Empty stalls at Panjiayuan, Beijing's biggest antiques market. Photos by Zou Hong/China Daily
China's collectibles' market hit a high in 2011, but then the bubble burst, leaving private vendors and craftsman desperate for sales.
Having lived off his "feathery art" for more than four decades, attending to the needs of a select band of customers from his private workshop, Xiao Guangchun has finally decided to open a public work space in a business center in east Beijing.
The craft the 60-something craftsman diligently learned, painstakingly practiced and now jealously guards from everyone except his children is called diancui, which means "dipping blue", and involves applying kingfisher feathers to the surfaces of gold jewelry.
The technique has been employed for centuries, especially to add a beautiful dash of shimmering blue or indigo to the gold and gilt silver accessories that adorned the ladies of the imperial court.
"Antique collectors and dealers from both in and outside of China came to me. For many years, I just bent over my work desk," Xiao said. Commissions kept flooding in, and apart from fulfilling them, all he had to do was to raise his prices from time to time.

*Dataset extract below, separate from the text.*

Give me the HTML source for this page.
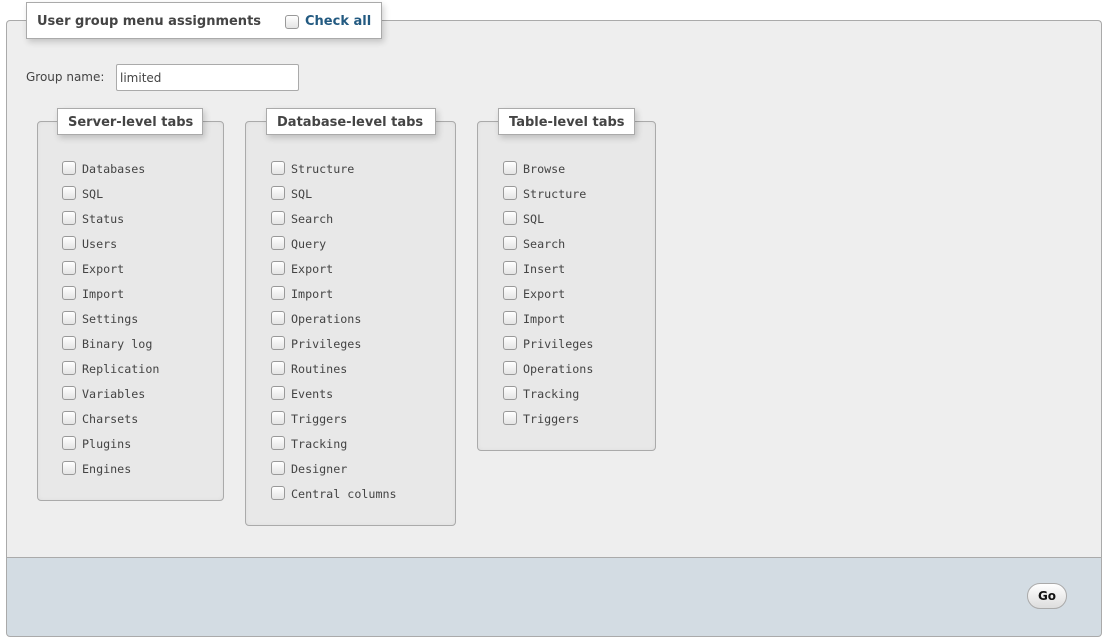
<!DOCTYPE html>
<html><head><style>
body{margin:0;width:1105px;height:641px;background:#fff;position:relative;font-family:"DejaVu Sans","Liberation Sans",sans-serif;overflow:hidden}
.abs{position:absolute;box-sizing:border-box}
.main{left:6px;top:20px;width:1096px;height:538px;background:#eee;border:1px solid #aaa;border-bottom:none;border-radius:4px 4px 0 0}
.foot{left:6px;top:557px;width:1096px;height:80px;background:#d3dce3;border:1px solid #aaa;border-radius:0 0 4px 4px}
.leg{background:#fff;border:1px solid #aaa;box-shadow:2px 3px 6px rgba(0,0,0,.18);font-weight:bold;font-size:13px;color:#444;line-height:27px;padding-left:10px}
.fs{border:1px solid #aaa;border-radius:4px;background:#e8e8e8;box-shadow:inset 0 0 4px rgba(0,0,0,.05)}
.cb{position:absolute;width:14px;height:14px;box-sizing:border-box;border:1px solid #999;border-radius:3px;background:linear-gradient(#fff,#e4e4e4)}
.it{position:absolute;font-family:"DejaVu Sans Mono","Liberation Mono",monospace;font-size:11.7px;color:#444;line-height:14px}
.go{left:1027px;top:583px;width:40px;height:26px;border:1px solid #aaa;border-radius:13px;background:linear-gradient(#fff,#ddd);font-weight:bold;font-size:12px;text-align:center;line-height:25px;color:#111}
</style></head><body>
<div class="abs main"></div>
<div class="abs foot"></div>
<div class="abs leg" style="left:26px;top:2px;width:356px;height:37px;line-height:37px">User group menu assignments
<span class="cb" style="left:258px;top:12px"></span><span style="position:absolute;left:278px;top:0;color:#235a81">Check all</span></div>
<div class="abs" style="left:26px;top:70px;font-size:12px;color:#444">Group name:</div>
<div class="abs" style="left:116px;top:64px;width:183px;height:27px;background:#fff;border:1px solid #aaa;border-radius:2px;font-size:12px;color:#444;padding:6px 0 0 3px">limited</div>

<div class="abs fs" style="left:37px;top:121px;width:187px;height:380px"></div>
<div class="abs leg" style="left:57px;top:108px;width:146px;height:27px">Server-level tabs</div>
<div class="abs fs" style="left:245px;top:121px;width:211px;height:405px"></div>
<div class="abs leg" style="left:266px;top:108px;width:170px;height:27px">Database-level tabs</div>
<div class="abs fs" style="left:477px;top:121px;width:179px;height:330px"></div>
<div class="abs leg" style="left:498px;top:108px;width:137px;height:27px">Table-level tabs</div>

<div id="lists"></div>
<div class="abs go">Go</div>
<script>
var cols=[[62,["Databases","SQL","Status","Users","Export","Import","Settings","Binary log","Replication","Variables","Charsets","Plugins","Engines"]],
[271,["Structure","SQL","Search","Query","Export","Import","Operations","Privileges","Routines","Events","Triggers","Tracking","Designer","Central columns"]],
[503,["Browse","Structure","SQL","Search","Insert","Export","Import","Privileges","Operations","Tracking","Triggers"]]];
var h="";cols.forEach(function(c){c[1].forEach(function(t,i){var y=161+i*25;h+='<span class="cb" style="left:'+c[0]+'px;top:'+y+'px"></span><span class="it" style="left:'+(c[0]+20)+'px;top:'+(y+1)+'px">'+t+'</span>';});});
document.getElementById("lists").innerHTML=h;
</script>
</body></html>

"My clients seldom complained," said Xiao, who used to charge about 10,000 yuan ($1,500) to turn a pair of antique gold earrings, sometimes unearthed with the diancui having rotted away, into a lustrous piece worthy of a national museum.
However, a few years ago, the antique market entered a prolonged downward spiral from which it has yet to recover. The spate of orders Xiao had enjoyed dwindled to a thin stream before becoming sporadic. Now he charges less for his expertise, but he declined to give details of his current prices.
"Before, I was sought out by eager clients, but nowadays, we need more visibility, and therefore a workshop in a business center," said Xiao, referring to himself and his daughter, whose mastery of her newly acquired skills is still shaky.